To my English teachers

Dear Rajam Ma’am, Vanaja Ma’am, Sheila Davis Ma’am, Sudha Aunty, Rajitha Aunty, Vimala Aunty, Lakshmi Aunty and Yasmeen Ma’am,

How did you do it? Please teach me, one more time.

Were you never afraid or unsure? Did you really know all your grammar rules by heart and did all the spellings always roll off your tongue? Did you ever sneak a peek at your phone’s autocorrect, or a dictionary, or a newspaper, or pretty much anything else to remind yourself of the difference between ‘stationery’ and ‘stationary’? Or did you, like we all believed, just know?

You see, as students we always feel like our teachers are invincible, all-knowing, unshakable. You walked into class with those notes in your hand and that look in your eyes, and every inch seemed to scream of confidence and assurance. We believed you. And all of a sudden, I am the teacher now, and I don’t know if my kids look at me the way I looked at you. What I do know is that I do take sneak peeks, that my lesson planning is more madness than method just now, and for every question I get asked, I send a silent prayer up that I know the answer, or at the very least, know where to find it.

Did our questions ever stump you? I don’t remember, but maybe I have forgotten. Did you ever tell us you will have to get back to us or was everything always on your fingertips? When you did ‘The Jabberwocky’ with us in class and introduced us to the brilliance of nonsense verse, did any of us ask you how it can be called nonsense once we read it with a key? If it makes sense all of a sudden, does it remain nonsense? Oh, how many questions there are that could be asked!

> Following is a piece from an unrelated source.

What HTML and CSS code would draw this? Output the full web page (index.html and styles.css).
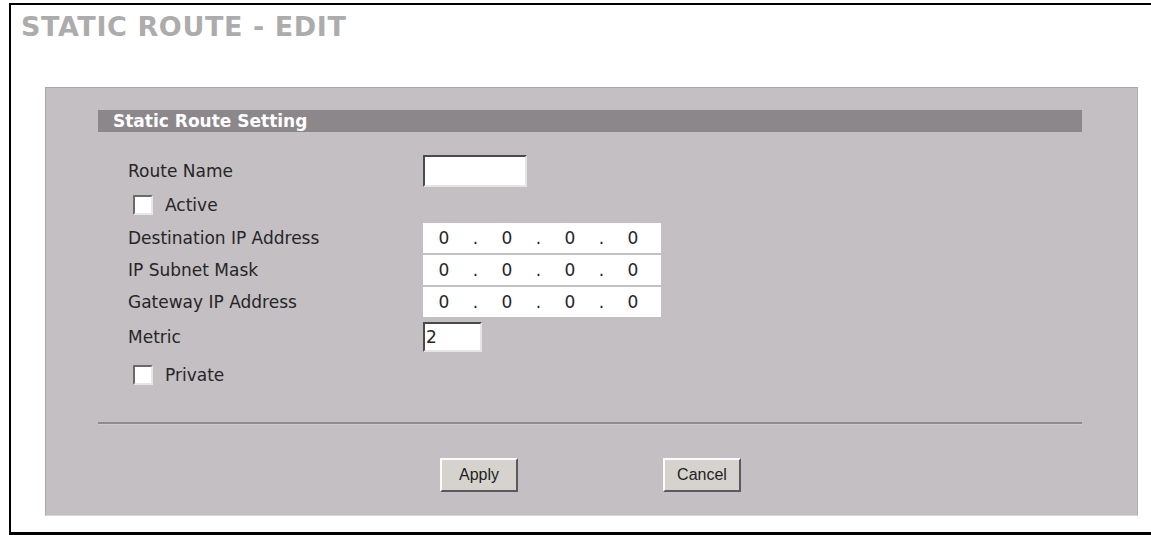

You see, when I enter the classroom, I am such a terrible mess of excitement and caution all at the same time. I can’t wait to open some more doors, read some more texts, and get them to write their own. The other day, when a girl told me she’d like to read horror in class and another boy mentioned his pick was adventure while the third wanted mystery, I told them the best way to answer those needs was to head to the library. And then I told them another great way to fill the void was to just go ahead and write their own. And my God, did they take that seriously. Just today, I read about imaginary tropical penguins that made the best birthday presents, and quests for iPhones in Ooty. I had pages that spoke of elephants trampling on farm produce, and road accidents. There were birthdays and suicides, hide-and-seek and college stories. And this was just today.

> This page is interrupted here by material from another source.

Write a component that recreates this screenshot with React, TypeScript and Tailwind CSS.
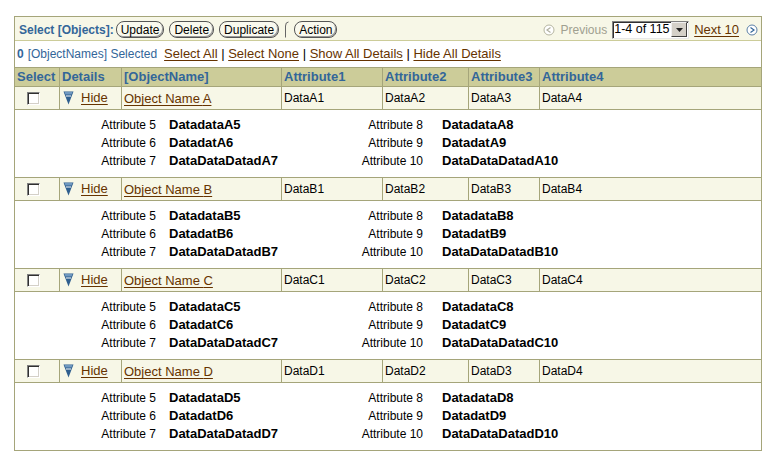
import React from 'react';

const blue = 'text-[#336699]';
const link = 'text-[13px] text-[#663300] underline underline-offset-[2px]';

const cols = [
  { label: 'Select', w: 'w-[45px]' },
  { label: 'Details', w: 'w-[62px]' },
  { label: '[ObjectName]', w: 'w-[160px]' },
  { label: 'Attribute1', w: 'w-[101px]' },
  { label: 'Attribute2', w: 'w-[86px]' },
  { label: 'Attribute3', w: 'w-[71px]' },
  { label: 'Attribute4', w: 'flex-1' },
];

function Btn({ children }: { children: React.ReactNode }) {
  return (
    <button className="h-[17px] px-[4px] rounded-[8px] border border-[#555] bg-[#f9f9ee] text-[12px] leading-[14px] text-black shadow-[inset_-1px_-1px_0_#999]">
      {children}
    </button>
  );
}

function Checkbox() {
  return <div className="w-[13px] h-[13px] bg-white border border-[#808080] border-r-white border-b-white shadow-[inset_1px_1px_0_#303030,inset_-1px_-1px_0_#d4d0c8]" />;
}

function Disclosure() {
  return (
    <svg width="11" height="14" viewBox="0 0 11 14">
      <polygon points="0.5,0.5 10.5,0.5 5.5,13.5" fill="#2f5f8f" />
      <polygon points="1.5,1 9.5,1 8.6,3.5 2.4,3.5" fill="#6f98c0" />
      <line x1="3" y1="5" x2="8" y2="5" stroke="#ffffff" strokeWidth="1" />
    </svg>
  );
}

function NavCircle({ dir, active }: { dir: 'prev' | 'next'; active?: boolean }) {
  const c = active ? '#5b7fa6' : '#b5b5a0';
  const a = active ? '#336699' : '#b0b0a0';
  return (
    <svg width="12" height="12" viewBox="0 0 12 12">
      <circle cx="6" cy="6" r="5" fill="#fff" stroke={c} strokeWidth="1" />
      {dir === 'prev'
        ? <path d="M7.5 3.5 L4 6 L7.5 8.5" fill="none" stroke={a} strokeWidth="1.2" />
        : <path d="M4.5 3.5 L8 6 L4.5 8.5" fill="none" stroke={a} strokeWidth="1.2" />}
    </svg>
  );
}

function ObjectGroup({ k }: { k: string }) {
  const left = [
    ['Attribute 5', `Datadata${k}5`],
    ['Attribute 6', `Datadat${k}6`],
    ['Attribute 7', `DataDataDatad${k}7`],
  ];
  const right = [
    ['Attribute 8', `Datadata${k}8`],
    ['Attribute 9', `Datadat${k}9`],
    ['Attribute 10', `DataDataDatad${k}10`],
  ];
  return (
    <>
      <div className="flex h-[23px] bg-[#f7f7e7] border-b border-[#a5a57a] text-[12px] text-black">
        <div className="w-[45px] border-r border-[#a5a57a] flex items-center pl-[12px]"><Checkbox /></div>
        <div className="w-[62px] border-r border-[#a5a57a] flex items-center pl-[3px] gap-[7px]">
          <Disclosure />
          <a className={link}>Hide</a>
        </div>
        <div className="w-[160px] border-r border-[#a5a57a] flex items-center pl-[2px] pt-[2px]">
          <a className={link}>Object Name {k}</a>
        </div>
        <div className="w-[101px] border-r border-[#a5a57a] flex items-center pl-[2px]">Data{k}1</div>
        <div className="w-[86px] border-r border-[#a5a57a] flex items-center pl-[2px]">Data{k}2</div>
        <div className="w-[71px] border-r border-[#a5a57a] flex items-center pl-[2px]">Data{k}3</div>
        <div className="flex-1 flex items-center pl-[2px]">Data{k}4</div>
      </div>
      <div className="h-[68px] bg-white border-b border-[#a5a57a] pt-[6px] text-[12px] leading-[18px] text-black">
        {left.map((l, i) => (
          <div key={i} className="flex">
            <div className="w-[141px] text-right">{l[0]}</div>
            <div className="w-[171px] ml-[13px] font-bold text-[13px]">{l[1]}</div>
            <div className="w-[83px] text-right">{right[i][0]}</div>
            <div className="ml-[19px] font-bold text-[13px]">{right[i][1]}</div>
          </div>
        ))}
      </div>
    </>
  );
}

export default function App() {
  return (
    <div className="w-[780px] h-[462px] bg-white pt-[16px] pl-[14px] font-['Liberation_Sans',Arial,sans-serif]">
      <div className="w-[748px] border border-[#a5a57a] border-b-0">
        {/* Toolbar */}
        <div className="h-[24px] bg-[#f7f7e7] border-b border-[#cccc99] flex items-center justify-between pl-[4px] pr-[3px] pt-[2px]">
          <div className="flex items-center">
            <span className={`text-[12px] font-bold ${blue}`}>Select [Objects]:</span>
            <div className="flex items-center gap-[5px] ml-[2px]">
              <Btn>Update</Btn>
              <Btn>Delete</Btn>
              <Btn>Duplicate</Btn>
              <svg width="5" height="17" viewBox="0 0 5 17">
                <path d="M4.5 1 Q1.5 1 1.5 5 L1.5 16.5" fill="none" stroke="#666" strokeWidth="1" />
              </svg>
              <Btn>Action</Btn>
            </div>
          </div>
          <div className="flex items-center text-[12px]">
            <NavCircle dir="prev" />
            <span className="ml-[6px] text-[#a0a090]">Previous</span>
            <div className="ml-[5px] w-[77px] h-[18px] bg-white flex items-center border border-[#808080] border-r-[#e8e8e8] border-b-[#e8e8e8] shadow-[inset_1px_1px_0_#303030]">
              <span className="flex-1 pl-[1px] text-[12.5px] leading-[15px] text-black whitespace-nowrap overflow-hidden">1-4 of 115</span>
              <div className="w-[16px] h-[15px] shrink-0 mr-[1px] bg-[#d4d0c8] flex items-center justify-center border border-[#f0f0f0] border-r-[#404040] border-b-[#404040]">
                <svg width="7" height="4" viewBox="0 0 7 4"><polygon points="0,0 7,0 3.5,4" fill="#222" /></svg>
              </div>
            </div>
            <a className={`ml-[5px] ${link}`}>Next 10</a>
            <span className="ml-[7px] flex"><NavCircle dir="next" active /></span>
          </div>
        </div>

        {/* Selection row */}
        <div className="h-[26px] bg-white flex items-center pl-[2px] text-[12px]">
          <span className={`font-bold ${blue}`}>0</span>
          <span className={`ml-[4px] ${blue}`}>[ObjectNames] Selected</span>
          <span className="ml-[7px] text-[13px] text-black whitespace-pre">
            <a className={link}>Select All</a>{' | '}
            <a className={link}>Select None</a>{' | '}
            <a className={link}>Show All Details</a>{' | '}
            <a className={link}>Hide All Details</a>
          </span>
        </div>

        {/* Header */}
        <div className="flex h-[20px] bg-[#cccc99] border-y border-[#a5a57a]">
          {cols.map((c, i) => (
            <div key={c.label} className={`${c.w} ${i < cols.length - 1 ? 'border-r border-[#a5a57a]' : ''} pl-[2px] flex items-center text-[13px] font-bold ${blue}`}>
              {c.label}
            </div>
          ))}
        </div>

        {['A', 'B', 'C', 'D'].map(k => <ObjectGroup key={k} k={k} />)}
      </div>
    </div>
  );
}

Did you ever tell your family about our essays? Did they amuse you, excite you, entertain you? When you picked up the red pen to correct our work, did you feel a rush of both privilege and responsibility? Because I know I did. That first time today when I signed ‘YR, 15/6’ on a notebook, I know I did. When you gave us feedback on every word we wrote, commenting on how to make things better and correcting our mistakes, did you ever worry that you were being too harsh on us, maybe killing our confidence? Did you know how much to push us, or did you never set boundaries and just let us fly as much as we could? And how did you know that was the right call?

You see, I only remember enjoying your classrooms, and when my kids ask me to make grammar fun, I am a little stumped. I keep trying to think back to when you taught us prepositions and direct/indirect speech. I wonder if we played games or sang songs, and if we did, what in the world were they? Your classrooms taught us what we need to know, your pens showed us that an empty sheet of paper always spells solace, your classes gave us the confidence to believe we had something to say. As part of prep for class, I picked up the notebook of essays I wrote in Class 10 and laughed to myself. Here were pages filled with adolescent writing, immature in most parts and plain contrived in others, and you have patiently peppered the margins with smileys and ‘good job’s. So many years later, dealing with adolescent writing, I remind myself of that patience every day.

Dear Ma’ams and Auntys, you taught me across schools and syllabi. You taught me across exam patterns and curriculum necessities. And yet, at the core of every classroom, the lesson remained the same.

Fall in love with the language.
Commit to expression.
Words will find their way to you.
Don’t be afraid to make mistakes.
Go ahead and use preposterous words until you get them right.
No matter what, keep at it.

From the teacher who told me in Class 4 after an essay that was ripped off of Snow White that I could write to the teacher who saw me through literature in Class 12, I wish I could find my way back to your classroom today to ask you one thing – how did you do it?